The small and seemingly inconsequential instances of daily life when the people of my hometown showed me kindness, acceptance, or boldly told me the truth have burned themselves into my memory to now become a part of what I hope I am giving to my children and friends. Slightly ironically, we are getting ready to move our children to their own future small hometown. We escaped from the small hometowns of our childhoods to find our dreams in another.

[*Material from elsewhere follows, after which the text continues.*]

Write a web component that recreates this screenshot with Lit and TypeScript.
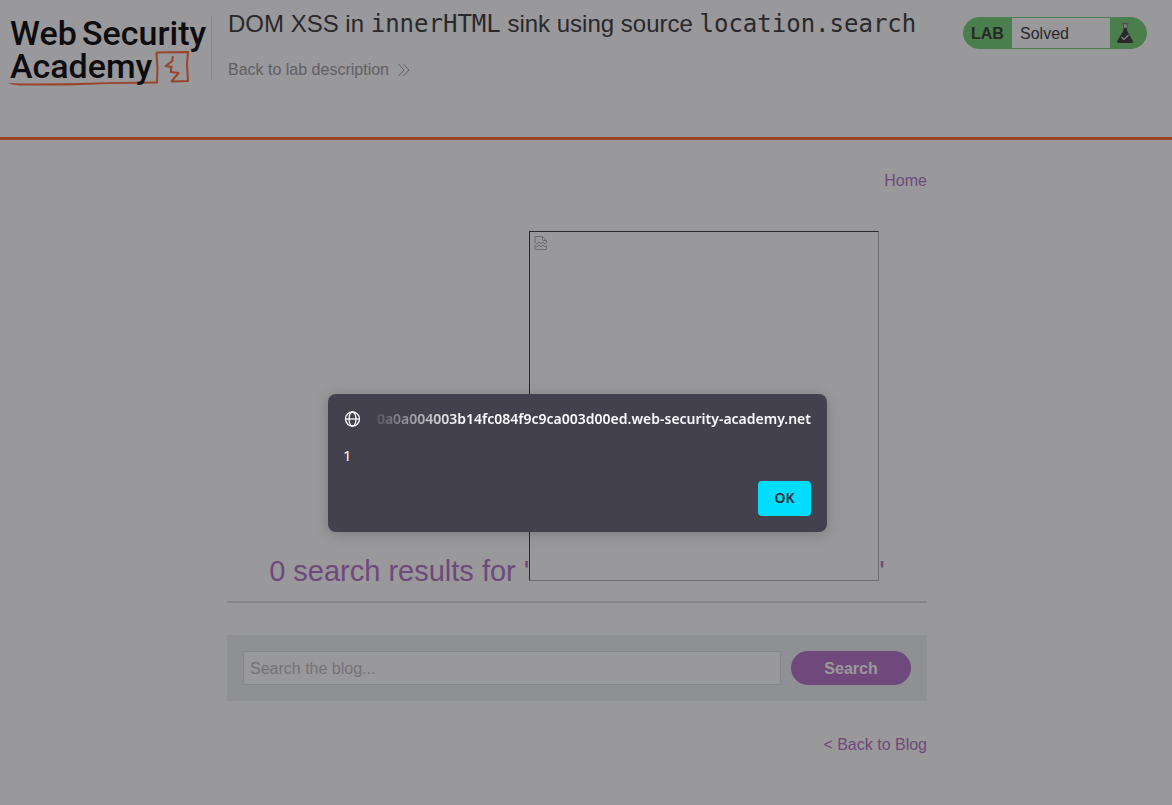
import { LitElement, html, css, svg } from "lit";
import { customElement } from "lit/decorators.js";

@customElement("lab-logo")
class LabLogo extends LitElement {
  static styles = css`
    :host { display: block; }
    svg { display: block; overflow: visible; }
    text {
      font-family: Roboto, sans-serif;
      font-size: 34px;
      font-weight: 500;
      fill: #000;
    }
    .line { fill: none; stroke: #ff6633; stroke-width: 2; stroke-linejoin: round; stroke-linecap: round; }
    .under { fill: #ff6633; }
  `;
  render() {
    return html`<svg width="203" height="76" viewBox="0 0 203 76" role="img" aria-label="Web Security Academy">
      ${svg`
        <path class="under" d="M0 67L14 67.500L60 67.300L100 66.300L149 65.500L149 67.500L100 68L60 69.500L12 69.500L4 68.500Z" />
        <path class="line" d="M149 66.500L149.500 52L148.500 37.500L149 36.500L180 36L179 48L180 65L163.500 65.500L170.500 57L162.700 56L163.500 51L157.700 50L164.300 45L164.700 41" />
        <text x="2" y="29">Web</text>
        <text x="74" y="29">Security</text>
        <text x="2" y="62">Academy</text>
      `}
    </svg>`;
  }
}

@customElement("lab-header")
class LabHeader extends LitElement {
  static styles = css`
    :host { display: block; border-bottom: 3px solid #ff6633; }
    .bar {
      display: flex;
      align-items: flex-start;
      min-height: 137px;
      padding: 0 25px 0 8px;
      box-sizing: border-box;
    }
    .logo {
      margin-top: 16px;
      height: 64px;
      border-right: 1px solid #dcdce4;
    }
    .title { flex: 1; padding: 8px 16px 0; }
    h2 { margin: 0; font-size: 24px; line-height: 32px; font-weight: 400; }
    code { font-family: "DejaVu Sans Mono", monospace; font-size: 24px; line-height: 32px; }
    .back {
      display: inline-flex;
      align-items: center;
      gap: 8px;
      margin-top: 20px;
      line-height: 20px;
      color: #999;
      text-decoration: none;
    }
    .status {
      display: flex;
      align-items: stretch;
      box-sizing: border-box;
      width: 184px;
      height: 32px;
      margin-top: 17px;
      border: 1px solid #70d070;
      border-radius: 16px;
      overflow: hidden;
      background: #70d070;
      line-height: 32px;
    }
    .lab { width: 48px; box-sizing: border-box; padding-left: 7px; font-weight: 700; }
    .state { flex: 1; padding-left: 8px; background: #fff; }
    .flask { width: 36px; box-sizing: border-box; padding-left: 5px; }
    .flask svg, .back svg { display: block; }
    .flask svg { margin-top: 4px; }
  `;
  render() {
    return html`<header class="bar">
      <div class="logo"><lab-logo></lab-logo></div>
      <div class="title">
        <h2>DOM XSS in <code>innerHTML</code> sink using source <code>location.search</code></h2>
        <a class="back" href="#">Back to lab description
          <svg width="14" height="14" viewBox="0 0 14 14" fill="none" stroke="#999" stroke-width="1" aria-hidden="true">
            <path d="M1.500 1L7 7L1.500 13M6.500 1L12 7L6.500 13" />
          </svg>
        </a>
      </div>
      <div class="status">
        <span class="lab">LAB</span>
        <span class="state">Solved</span>
        <span class="flask">
          <svg width="20" height="22" viewBox="0 0 20 22" aria-hidden="true">
            <path d="M8.500 6V8.500L2.500 18.500Q1.500 21 3.500 21H16.500Q18.500 21 17.500 18.500L12 8.500V6Z" fill="#333" />
            <path d="M8.500 2H12V6H8.500Z" fill="#ddd" stroke="#777" stroke-width="1" />
            <path d="M7 1.500H13.500" stroke="#777" stroke-width="1" />
            <path d="M6.500 15L9 17.500L13.500 13" fill="none" stroke="#ddd" stroke-width="1.200" />
          </svg>
        </span>
      </div>
    </header>`;
  }
}

@customElement("blog-results")
class BlogResults extends LitElement {
  static styles = css`
    :host { display: block; padding: 0 18px 48px 0; }
    .container { max-width: 700px; margin: 0 auto; }
    a { color: #b370c6; text-decoration: none; }
    .nav, .return { display: flex; justify-content: flex-end; line-height: 20px; }
    .nav { padding-top: 31px; }
    .return { padding-top: 34px; }
    .results {
      margin-top: 40px;
      padding-bottom: 13px;
      border-bottom: 2px solid #dcdce4;
      text-align: center;
    }
    h1 { margin: 0; font-size: 29px; line-height: 34px; font-weight: 400; color: #b370c6; white-space: nowrap; }
    .broken {
      display: inline-block;
      box-sizing: border-box;
      width: 350px;
      height: 350px;
      padding: 4px;
      border: 1px solid #b0b0b0;
      border-top-color: #333;
      border-left-color: #333;
      vertical-align: baseline;
      overflow: hidden;
      text-align: left;
    }
    .broken svg { display: block; }
    form {
      display: flex;
      gap: 10px;
      margin-top: 32px;
      padding: 16px;
      background: #ecf0f3;
    }
    input {
      flex: 1;
      min-width: 0;
      height: 34px;
      box-sizing: border-box;
      padding: 2px 6px 0;
      border: 1px solid #dfe2e6;
      background: #fff;
      font: inherit;
      color: #333;
    }
    input::placeholder { color: #bcbcbc; opacity: 1; }
    button {
      width: 120px;
      height: 34px;
      padding: 2px 0 0;
      border: 0;
      border-radius: 17px;
      background: #b370c6;
      color: #fff;
      font: inherit;
      font-weight: 700;
    }
  `;
  render() {
    return html`<main class="container">
      <nav class="nav"><a href="#">Home</a></nav>
      <section class="results">
        <h1>0 search results for '<span class="broken" role="img" aria-label="Broken image"><svg width="14" height="14" viewBox="0 0 14 14" fill="none" stroke="#b0b0b0" stroke-width="1" aria-hidden="true">
          <path d="M1 6.500V.500H8.500L12.500 4.500V7M8.500 .500V4.500H12.500M1 6.500L3 8L5 6L7 8L9 6L11 8L12.500 6.500M1 9.500V13.500H12.500V9.500M1 9.500L3 11L5 9L7 11L9 9L11 11L12.500 9.500" />
        </svg></span>'</h1>
      </section>
      <form @submit=${(e: Event) => e.preventDefault()}>
        <input type="text" aria-label="Search the blog" placeholder="Search the blog..." />
        <button type="submit">Search</button>
      </form>
      <div class="return"><a href="#">&lt; Back to Blog</a></div>
    </main>`;
  }
}

@customElement("alert-prompt")
class AlertPrompt extends LitElement {
  static styles = css`
    :host {
      position: absolute;
      inset: 0;
      display: flex;
      align-items: center;
      justify-content: center;
      padding: 121px 17px 0 0;
      background: rgba(28, 27, 34, 0.45);
      font-family: "Noto Sans", sans-serif;
      font-size: 15px;
      line-height: 20px;
      color: #fbfbfe;
    }
    .dialog {
      width: 499px;
      box-sizing: border-box;
      padding: 15px 16px 16px 15px;
      border-radius: 8px;
      background: #42414d;
      box-shadow: 0 2px 14px rgba(0, 0, 0, 0.2);
    }
    .origin { display: flex; align-items: center; gap: 4px; }
    .origin svg { flex: none; display: block; }
    .host {
      flex: 1;
      min-width: 0;
      display: flex;
      justify-content: flex-end;
      overflow: hidden;
      white-space: nowrap;
      font-size: 14px;
      font-weight: 600;
      mask-image: linear-gradient(to right, transparent, #000 96px);
    }
    .message { margin: 16px 0; }
    .actions { display: flex; justify-content: flex-end; }
    button {
      width: 53px;
      height: 35px;
      padding: 0 0 2px;
      border: 0;
      border-radius: 4px;
      background: #00ddff;
      color: #2b2a33;
      font: inherit;
      font-size: 14px;
      font-weight: 600;
    }
  `;
  render() {
    return html`<div class="dialog" role="alertdialog" aria-labelledby="host" aria-describedby="message">
      <div class="origin">
        <svg width="18" height="16" viewBox="0 0 18 16" fill="none" stroke="#fbfbfe" stroke-width="1.300" aria-hidden="true">
          <circle cx="9.500" cy="8" r="7" />
          <ellipse cx="9.500" cy="8" rx="3.500" ry="7" />
          <path d="M2.500 8H16.500" />
        </svg>
        <div class="host" id="host">0a0a004003b14fc084f9c9ca003d00ed.web-security-academy.net</div>
      </div>
      <p class="message" id="message">1</p>
      <div class="actions"><button type="button">OK</button></div>
    </div>`;
  }
}

@customElement("app-root")
class AppRoot extends LitElement {
  static styles = css`
    :host {
      display: block;
      position: relative;
      min-height: 100vh;
      background: #fff;
      color: #333;
      font-family: "Liberation Sans", Arial, sans-serif;
      font-size: 16px;
    }
  `;
  render() {
    return html`
      <lab-header></lab-header>
      <blog-results></blog-results>
      <alert-prompt></alert-prompt>
    `;
  }
}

So I decided that the next time I see that mile marker on I-95 South, I’ll ignore the gnats to honor Beaufort the way it deserves and pay homage to the place that raised me. I will enjoy the rareness of it’s beauty and accept all of it’s history. I’ll offer kindness to the ghost-girl of my past and be empathetic to her naivety instead of berating her for deeds long dead. I will thank this place for reminding me of how very much I have been forgiven. It is time that I made amends and embrace my past the way Beaufort continues to embrace me: with a warm hug.